• Short task
Search the data for the string "this" and gather each line it is in.

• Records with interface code

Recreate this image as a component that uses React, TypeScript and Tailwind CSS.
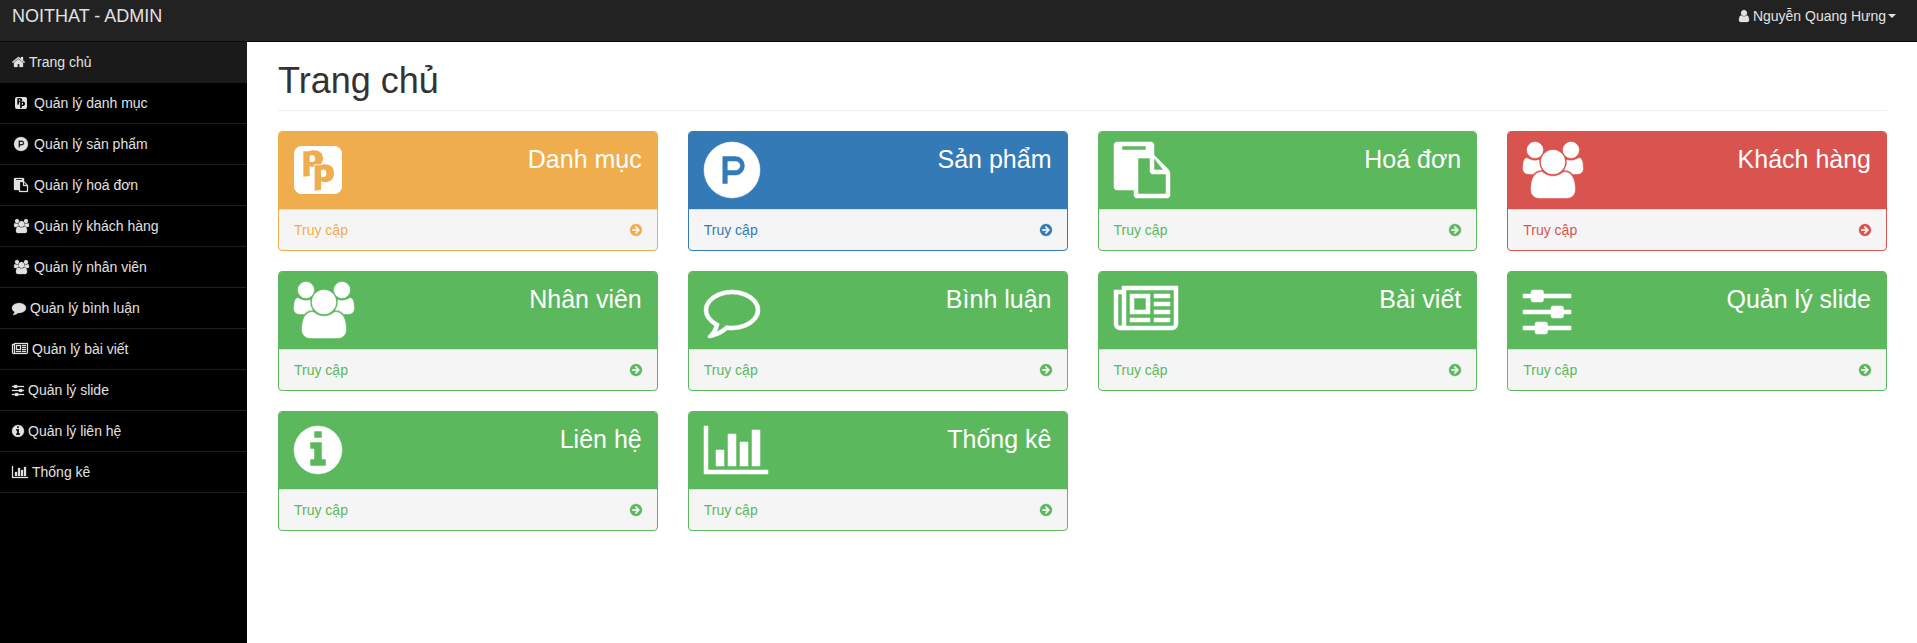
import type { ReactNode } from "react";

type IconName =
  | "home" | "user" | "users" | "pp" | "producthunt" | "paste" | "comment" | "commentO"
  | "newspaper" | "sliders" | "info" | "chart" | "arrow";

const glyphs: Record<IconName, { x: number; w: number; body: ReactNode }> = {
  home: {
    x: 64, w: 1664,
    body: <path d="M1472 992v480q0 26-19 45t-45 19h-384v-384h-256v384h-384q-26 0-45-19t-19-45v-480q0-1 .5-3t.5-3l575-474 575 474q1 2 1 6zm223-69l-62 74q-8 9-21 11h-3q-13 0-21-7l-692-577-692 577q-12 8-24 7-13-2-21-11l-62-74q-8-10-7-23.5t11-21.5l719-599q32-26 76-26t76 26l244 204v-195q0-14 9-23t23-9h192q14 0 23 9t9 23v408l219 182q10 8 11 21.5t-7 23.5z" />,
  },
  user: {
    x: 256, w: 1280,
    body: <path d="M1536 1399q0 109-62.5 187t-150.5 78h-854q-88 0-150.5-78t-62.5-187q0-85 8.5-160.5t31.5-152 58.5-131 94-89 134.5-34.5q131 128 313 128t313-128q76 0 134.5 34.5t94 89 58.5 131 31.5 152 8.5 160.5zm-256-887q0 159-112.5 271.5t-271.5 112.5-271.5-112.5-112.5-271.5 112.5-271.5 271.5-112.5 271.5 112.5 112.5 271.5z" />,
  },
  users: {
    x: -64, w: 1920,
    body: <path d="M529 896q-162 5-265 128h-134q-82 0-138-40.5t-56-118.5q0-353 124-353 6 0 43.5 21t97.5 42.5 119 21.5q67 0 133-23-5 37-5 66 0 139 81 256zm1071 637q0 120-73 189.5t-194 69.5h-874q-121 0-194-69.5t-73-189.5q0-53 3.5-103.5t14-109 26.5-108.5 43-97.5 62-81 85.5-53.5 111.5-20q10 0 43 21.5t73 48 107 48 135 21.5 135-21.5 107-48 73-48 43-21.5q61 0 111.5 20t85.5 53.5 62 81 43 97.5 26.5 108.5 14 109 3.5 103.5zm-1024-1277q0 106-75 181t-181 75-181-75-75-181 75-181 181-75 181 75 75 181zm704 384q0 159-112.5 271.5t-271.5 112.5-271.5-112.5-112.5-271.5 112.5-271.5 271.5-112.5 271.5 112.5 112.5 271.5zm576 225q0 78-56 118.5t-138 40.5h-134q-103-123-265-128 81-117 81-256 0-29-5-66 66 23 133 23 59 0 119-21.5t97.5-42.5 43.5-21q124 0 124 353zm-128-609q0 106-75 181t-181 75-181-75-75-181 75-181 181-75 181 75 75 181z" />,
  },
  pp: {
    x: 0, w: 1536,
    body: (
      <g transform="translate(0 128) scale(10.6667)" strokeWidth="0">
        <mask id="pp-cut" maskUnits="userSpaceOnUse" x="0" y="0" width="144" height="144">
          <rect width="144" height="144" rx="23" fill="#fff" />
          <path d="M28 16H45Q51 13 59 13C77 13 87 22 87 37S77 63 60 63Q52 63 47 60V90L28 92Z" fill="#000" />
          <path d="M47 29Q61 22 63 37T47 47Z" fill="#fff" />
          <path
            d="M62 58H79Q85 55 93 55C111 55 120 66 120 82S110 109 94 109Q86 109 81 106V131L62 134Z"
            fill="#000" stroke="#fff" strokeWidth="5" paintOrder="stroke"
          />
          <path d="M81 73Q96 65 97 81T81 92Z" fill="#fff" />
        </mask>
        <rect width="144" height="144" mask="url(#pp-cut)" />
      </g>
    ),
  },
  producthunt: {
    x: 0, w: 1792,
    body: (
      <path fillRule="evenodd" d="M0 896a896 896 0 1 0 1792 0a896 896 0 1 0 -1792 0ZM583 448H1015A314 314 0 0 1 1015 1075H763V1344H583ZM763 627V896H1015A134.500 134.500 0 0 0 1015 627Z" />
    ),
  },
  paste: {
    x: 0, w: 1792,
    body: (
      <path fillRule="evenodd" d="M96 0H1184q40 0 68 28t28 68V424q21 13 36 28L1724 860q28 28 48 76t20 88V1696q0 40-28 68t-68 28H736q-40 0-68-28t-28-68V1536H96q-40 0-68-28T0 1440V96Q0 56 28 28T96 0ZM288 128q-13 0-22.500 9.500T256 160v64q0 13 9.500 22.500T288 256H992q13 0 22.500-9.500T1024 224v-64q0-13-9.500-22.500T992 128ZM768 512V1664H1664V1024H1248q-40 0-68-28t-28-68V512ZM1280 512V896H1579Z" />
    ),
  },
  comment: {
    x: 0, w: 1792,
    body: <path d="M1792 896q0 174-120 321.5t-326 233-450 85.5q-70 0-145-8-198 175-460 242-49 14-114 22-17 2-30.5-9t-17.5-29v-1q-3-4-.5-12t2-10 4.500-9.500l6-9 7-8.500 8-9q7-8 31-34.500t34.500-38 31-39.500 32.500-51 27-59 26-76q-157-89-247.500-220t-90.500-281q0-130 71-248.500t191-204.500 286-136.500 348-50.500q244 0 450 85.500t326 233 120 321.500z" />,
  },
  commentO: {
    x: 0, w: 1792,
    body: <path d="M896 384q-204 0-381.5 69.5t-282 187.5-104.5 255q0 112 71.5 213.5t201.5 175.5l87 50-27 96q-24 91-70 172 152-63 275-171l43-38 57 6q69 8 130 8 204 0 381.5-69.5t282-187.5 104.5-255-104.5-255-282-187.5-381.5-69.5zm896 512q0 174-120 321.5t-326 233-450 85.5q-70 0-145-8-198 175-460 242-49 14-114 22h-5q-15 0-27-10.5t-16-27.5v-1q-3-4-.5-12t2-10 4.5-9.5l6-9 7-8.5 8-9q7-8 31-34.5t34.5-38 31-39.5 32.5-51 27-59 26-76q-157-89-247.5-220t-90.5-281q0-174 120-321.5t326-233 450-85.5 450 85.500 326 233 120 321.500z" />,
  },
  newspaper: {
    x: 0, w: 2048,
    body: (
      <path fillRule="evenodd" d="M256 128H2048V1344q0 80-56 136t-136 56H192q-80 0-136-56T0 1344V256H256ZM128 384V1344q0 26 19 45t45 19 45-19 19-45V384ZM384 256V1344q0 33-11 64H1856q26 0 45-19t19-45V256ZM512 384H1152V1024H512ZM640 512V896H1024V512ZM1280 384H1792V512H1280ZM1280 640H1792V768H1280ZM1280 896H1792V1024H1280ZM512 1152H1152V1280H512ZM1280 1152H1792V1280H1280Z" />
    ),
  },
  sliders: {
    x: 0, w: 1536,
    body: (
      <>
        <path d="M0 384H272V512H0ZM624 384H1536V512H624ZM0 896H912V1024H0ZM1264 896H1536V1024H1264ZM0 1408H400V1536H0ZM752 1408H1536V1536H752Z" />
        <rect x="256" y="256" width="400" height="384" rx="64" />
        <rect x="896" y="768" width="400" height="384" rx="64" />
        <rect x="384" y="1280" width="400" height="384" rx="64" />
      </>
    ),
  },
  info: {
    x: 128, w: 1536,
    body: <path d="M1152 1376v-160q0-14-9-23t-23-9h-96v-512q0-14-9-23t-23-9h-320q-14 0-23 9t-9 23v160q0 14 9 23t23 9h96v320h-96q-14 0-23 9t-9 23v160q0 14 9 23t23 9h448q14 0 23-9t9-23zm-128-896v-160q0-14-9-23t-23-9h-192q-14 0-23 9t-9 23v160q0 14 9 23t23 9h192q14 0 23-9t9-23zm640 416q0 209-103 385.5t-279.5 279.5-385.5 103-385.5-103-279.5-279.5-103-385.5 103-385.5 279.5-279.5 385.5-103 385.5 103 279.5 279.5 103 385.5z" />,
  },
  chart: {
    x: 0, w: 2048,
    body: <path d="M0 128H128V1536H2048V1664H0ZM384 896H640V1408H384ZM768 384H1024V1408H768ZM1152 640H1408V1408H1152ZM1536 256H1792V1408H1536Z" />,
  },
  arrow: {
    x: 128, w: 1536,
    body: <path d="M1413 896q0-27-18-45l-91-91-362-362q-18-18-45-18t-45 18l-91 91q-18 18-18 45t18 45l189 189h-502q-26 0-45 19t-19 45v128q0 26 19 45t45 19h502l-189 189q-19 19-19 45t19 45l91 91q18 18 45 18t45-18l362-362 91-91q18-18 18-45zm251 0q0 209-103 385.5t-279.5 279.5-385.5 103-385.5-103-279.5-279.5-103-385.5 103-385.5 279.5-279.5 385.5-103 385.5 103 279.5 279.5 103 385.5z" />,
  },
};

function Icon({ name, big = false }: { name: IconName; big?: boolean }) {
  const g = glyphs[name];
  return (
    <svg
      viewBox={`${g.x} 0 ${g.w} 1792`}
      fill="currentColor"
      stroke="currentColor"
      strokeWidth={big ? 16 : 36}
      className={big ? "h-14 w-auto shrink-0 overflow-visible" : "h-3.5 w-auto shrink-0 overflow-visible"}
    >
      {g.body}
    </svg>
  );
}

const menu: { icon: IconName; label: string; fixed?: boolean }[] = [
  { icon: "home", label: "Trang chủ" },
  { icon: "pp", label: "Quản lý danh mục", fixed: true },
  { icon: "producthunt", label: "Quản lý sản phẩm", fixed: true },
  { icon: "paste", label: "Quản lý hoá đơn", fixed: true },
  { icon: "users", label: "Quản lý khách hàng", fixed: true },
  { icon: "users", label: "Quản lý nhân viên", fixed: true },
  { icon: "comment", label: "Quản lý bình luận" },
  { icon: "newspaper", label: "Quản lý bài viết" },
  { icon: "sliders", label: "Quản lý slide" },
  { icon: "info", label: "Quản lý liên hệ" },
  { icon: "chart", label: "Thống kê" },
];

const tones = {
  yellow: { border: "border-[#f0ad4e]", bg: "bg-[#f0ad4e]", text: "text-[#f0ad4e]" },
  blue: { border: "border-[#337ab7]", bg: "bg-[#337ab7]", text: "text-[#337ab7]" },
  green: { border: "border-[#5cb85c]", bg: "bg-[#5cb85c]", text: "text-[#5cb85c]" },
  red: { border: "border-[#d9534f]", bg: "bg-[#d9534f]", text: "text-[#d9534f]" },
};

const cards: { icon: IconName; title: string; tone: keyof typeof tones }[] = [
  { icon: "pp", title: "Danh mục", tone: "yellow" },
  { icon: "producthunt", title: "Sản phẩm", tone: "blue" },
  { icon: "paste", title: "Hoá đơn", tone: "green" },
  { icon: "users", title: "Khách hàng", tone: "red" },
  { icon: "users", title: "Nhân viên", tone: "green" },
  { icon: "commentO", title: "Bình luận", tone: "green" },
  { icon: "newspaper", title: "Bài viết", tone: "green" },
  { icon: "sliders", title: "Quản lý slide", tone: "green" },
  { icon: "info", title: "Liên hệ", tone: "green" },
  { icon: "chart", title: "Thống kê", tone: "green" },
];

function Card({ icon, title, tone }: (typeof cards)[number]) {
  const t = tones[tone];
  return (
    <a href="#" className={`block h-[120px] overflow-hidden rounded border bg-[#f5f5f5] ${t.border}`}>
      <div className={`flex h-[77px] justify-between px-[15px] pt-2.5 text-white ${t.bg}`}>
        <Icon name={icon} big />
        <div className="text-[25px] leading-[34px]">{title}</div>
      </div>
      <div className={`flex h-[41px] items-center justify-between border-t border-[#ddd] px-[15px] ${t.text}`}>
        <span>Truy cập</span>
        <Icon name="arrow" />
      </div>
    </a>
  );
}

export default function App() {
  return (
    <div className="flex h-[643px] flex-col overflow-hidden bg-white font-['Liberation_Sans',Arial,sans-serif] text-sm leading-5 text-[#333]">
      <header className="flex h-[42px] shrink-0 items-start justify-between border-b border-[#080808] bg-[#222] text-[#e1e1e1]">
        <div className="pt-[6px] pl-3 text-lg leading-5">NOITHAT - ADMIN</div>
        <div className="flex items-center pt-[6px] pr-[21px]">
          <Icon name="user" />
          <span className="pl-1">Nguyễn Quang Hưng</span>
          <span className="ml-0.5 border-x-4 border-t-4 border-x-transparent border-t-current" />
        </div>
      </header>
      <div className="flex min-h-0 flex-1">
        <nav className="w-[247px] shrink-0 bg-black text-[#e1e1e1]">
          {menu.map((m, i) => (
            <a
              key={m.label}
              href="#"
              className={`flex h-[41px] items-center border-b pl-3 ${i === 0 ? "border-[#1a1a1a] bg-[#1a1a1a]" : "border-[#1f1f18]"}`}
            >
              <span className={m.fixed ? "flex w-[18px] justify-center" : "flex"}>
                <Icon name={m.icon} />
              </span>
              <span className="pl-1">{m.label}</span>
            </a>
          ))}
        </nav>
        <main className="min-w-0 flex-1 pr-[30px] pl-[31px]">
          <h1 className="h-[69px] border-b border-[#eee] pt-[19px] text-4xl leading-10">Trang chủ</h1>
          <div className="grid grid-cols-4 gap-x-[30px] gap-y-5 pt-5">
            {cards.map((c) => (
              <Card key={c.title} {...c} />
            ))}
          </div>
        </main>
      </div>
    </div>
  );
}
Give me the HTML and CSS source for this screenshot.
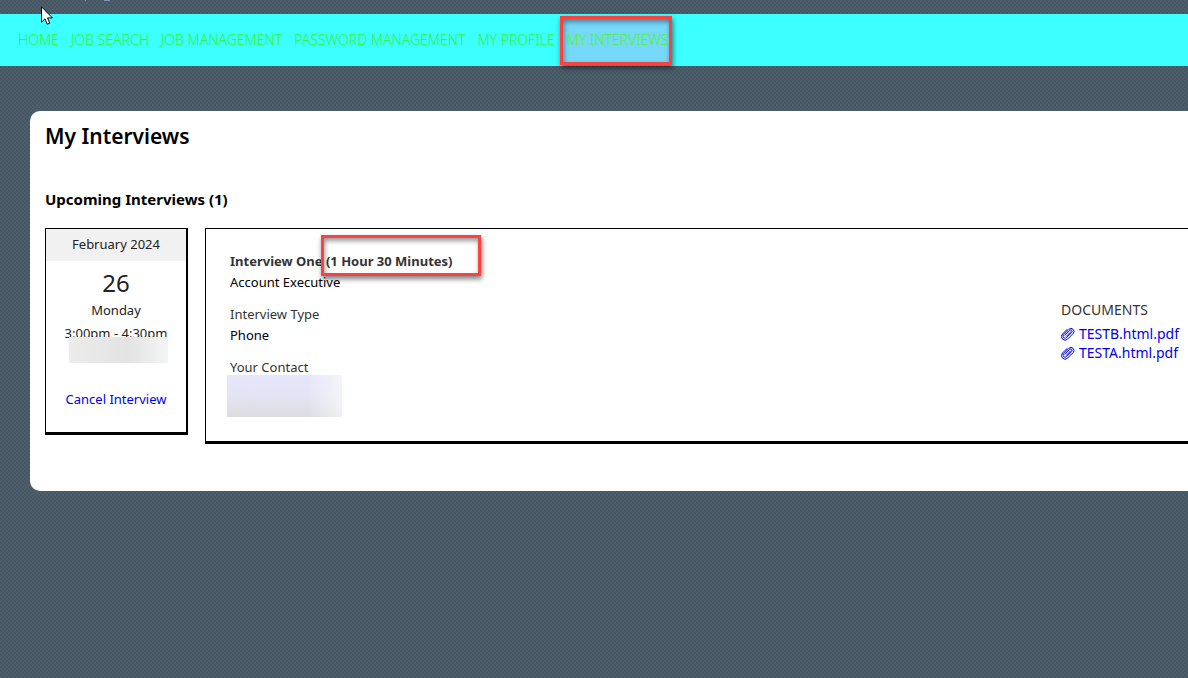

• Reply to the task
Recreate this image as a component that uses React, TypeScript and Tailwind CSS.
Give me the HTML and CSS source for this screenshot.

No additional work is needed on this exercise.